## Task statement
Go through the material below and copy each line where the word "this" appears.

--- START OF Data section ---

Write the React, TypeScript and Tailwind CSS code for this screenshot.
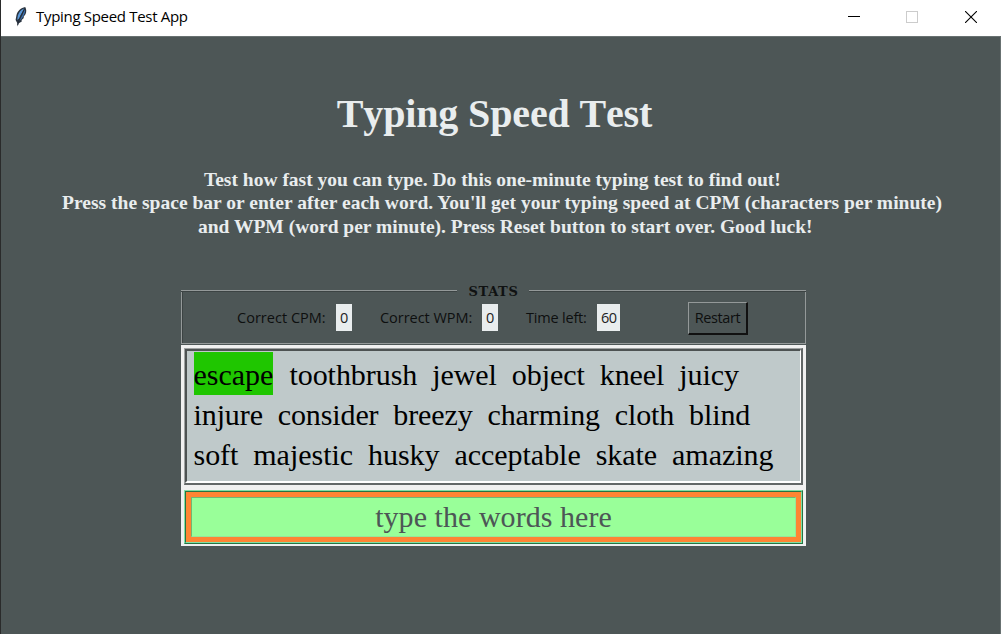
import React from "react";

const words = [
  ["toothbrush", "jewel", "object", "kneel", "juicy"],
  ["injure", "consider", "breezy", "charming", "cloth", "blind"],
  ["soft", "majestic", "husky", "acceptable", "skate", "amazing"],
];

function Feather() {
  return (
    <svg width="14" height="20" viewBox="0 0 14 20" className="block">
      <path d="M11.2 0 C7 .7 3.4 4 2.4 8.5 L1.6 13 L3.2 16 L3.6 19.5 L4.8 16.3 L7.8 14.5 L7.6 13 L9.8 11 L9.6 9.8 L11.5 7.2 C12.6 4.8 12.5 2.3 11.2 0Z" fill="#2b3541" />
      <path d="M10.2 1.5 C7 2.6 4.4 6 3.7 9.5 L3.2 13 L5.3 11.2 C7 8 8.2 5 10.2 1.5Z" fill="#5b9adb" />
      <path d="M11 2 L8.4 8.2 L5.2 14 L8.2 11 C10.4 7.5 11.4 5 11 2Z" fill="#3c73b5" />
      <path d="M10.5 2 L6.5 9 L3.5 18" fill="none" stroke="#1d2733" strokeWidth=".7" />
    </svg>
  );
}

function TitleBar() {
  return (
    <header className="flex h-9 items-center bg-white pb-[3px] pl-[13px]">
      <Feather />
      <span className="mt-[-2px] ml-[8px] font-['Open_Sans',sans-serif] text-[15px] leading-5 tracking-[-0.31px] whitespace-pre text-black">Typing Speed Test App</span>
      <div className="ml-auto flex items-center pt-[1px] pr-[24px]">
        <svg width="12" height="12" className="block" shapeRendering="crispEdges"><path d="M0 5h12v1H0z" fill="#000" /></svg>
        <svg width="12" height="12" className="ml-[46px] block" shapeRendering="crispEdges"><path d="M.5 .5h11v11H.5z" fill="none" stroke="#ccc" /></svg>
        <svg width="12" height="12" className="ml-[47px] block"><path d="M0 0L12 12M12 0L0 12" stroke="#000" strokeWidth="1.1" /></svg>
      </div>
    </header>
  );
}

function Value({ children }: { children: React.ReactNode }) {
  return <span className="flex h-[27px] items-center bg-[#e9edee] px-[4px] tracking-[-0.6px] text-[#222]">{children}</span>;
}

function Stats() {
  return (
    <section className="h-[62px]">
      <div className="flex h-4 items-center">
        <div className="mt-[-1px] h-[2px] w-[276px] border-t border-b border-t-[#949999] border-b-[#3c4343]" />
        <h2 className="mt-[1px] w-[72px] pl-[1px] text-center font-['DejaVu_Serif',serif] text-[13px] leading-4 font-bold tracking-[0.6px] text-[#101212]">STATS</h2>
        <div className="mt-[-1px] h-[2px] flex-1 border-t border-b border-t-[#949999] border-b-[#3c4343]" />
      </div>
      <div className="mt-[-9px] flex h-[54px] border border-t-0 border-[#949999] pt-[14px] pl-[55px] font-['Open_Sans',sans-serif] text-[14.5px] leading-5 whitespace-pre text-[#0d0f0f] shadow-[inset_1px_0_0_#3c4343]">
        <div className="flex h-[27px] w-[143px] items-center"><span className="w-[99px] tracking-[0.02px]">Correct CPM:</span><Value>0</Value></div>
        <div className="flex h-[27px] w-[146px] items-center"><span className="w-[102px] tracking-[-0.03px]">Correct WPM:</span><Value>0</Value></div>
        <div className="flex h-[27px] w-[162px] items-center"><span className="w-[71px] tracking-[-0.2px]">Time left:</span><Value>60</Value></div>
        <button className="mt-[-2px] h-[33px] w-[60px] border-t border-r-2 border-b-2 border-l border-t-[#949999] border-r-[#111] border-b-[#111] border-l-[#949999] text-center tracking-[-0.4px]">Restart</button>
      </div>
    </section>
  );
}

export default function App() {
  return (
    <main className="h-[634px] w-[1001px] overflow-hidden border-l border-[#2a2b2b] bg-[#4d5656]">
      <TitleBar />
      <div className="h-[598px] border-t border-r border-[#687171] pt-[50px]">
        <h1 className="h-[54px] pr-[12px] text-center font-['Liberation_Serif',serif] text-[40px] leading-[54px] font-bold tracking-[-0.14px] text-[#e9edee] [font-kerning:none]">Typing Speed Test</h1>
        <div className="mt-[27px] flex h-[72px] flex-col font-['Liberation_Serif',serif] text-[19.5px] leading-6 font-bold whitespace-pre text-[#e9edee]">
          <p className="pl-[203px]">Test how fast you can type. Do this one-minute typing test to find out!</p>
          <p className="mt-[-1px] pl-[61px] tracking-[0.02px]">Press the space bar or enter after each word. You'll get your typing speed at CPM (characters per minute)</p>
          <p className="pl-[197px]">and WPM (word per minute). Press Reset button to start over. Good luck!</p>
        </div>
        <div className="mt-[43px] ml-[180px] w-[625px]">
          <Stats />
          <div className="h-[201px] bg-[#f0f0f0] p-[3px] pb-[2px] font-['Liberation_Serif',serif] text-[30px]">
            <div className="h-[137px] border-t border-r-2 border-b-2 border-l border-t-[#a0a3a3] border-r-[#626767] border-b-[#626767] border-l-[#a0a3a3]">
              <div className="h-[134px] border-t-2 border-r border-b-2 border-l-2 border-t-[#4d5252] border-r-white border-b-white border-l-[#4d5252] bg-[#bfc9ca] pt-[1px] pl-[6.5px] leading-10 whitespace-pre text-black">
                <div className="flex h-[43px] leading-[46px]"><span className="h-[43px] bg-[#1fc600]">escape</span><p className="ml-[16px] tracking-[-0.05px]">{words[0].join("  ")}</p></div>
                <p className="h-10 tracking-[-0.1px]">{words[1].join("  ")}</p>
                <p className="h-10 tracking-[-0.03px]">{words[2].join("  ")}</p>
              </div>
            </div>
            <div className="mt-[5px] h-[54px] border border-t-[#81dfa4] border-r-[#267443] border-b-[#267443] border-l-[#81dfa4]">
              <div className="h-[52px] border border-t-[#267443] border-r-[#81dfa4] border-b-[#81dfa4] border-l-[#267443]">
                <div className="h-[50px] border-[5px] border-[#ff8533]">
                  <div className="h-10 border border-t-[#70b873] border-r-[#99e699] border-b-[#99e699] border-l-[#70b873] bg-[#99ff99] text-center leading-[37px] tracking-[0.05px] text-[#4d5656]">type the words here</div>
                </div>
              </div>
            </div>
          </div>
        </div>
      </div>
    </main>
  );
}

--- END OF Data section ---

## Result of the exercise
Write the React, TypeScript and Tailwind CSS code for this screenshot.
          <p className="pl-[203px]">Test how fast you can type. Do this one-minute typing test to find out!</p>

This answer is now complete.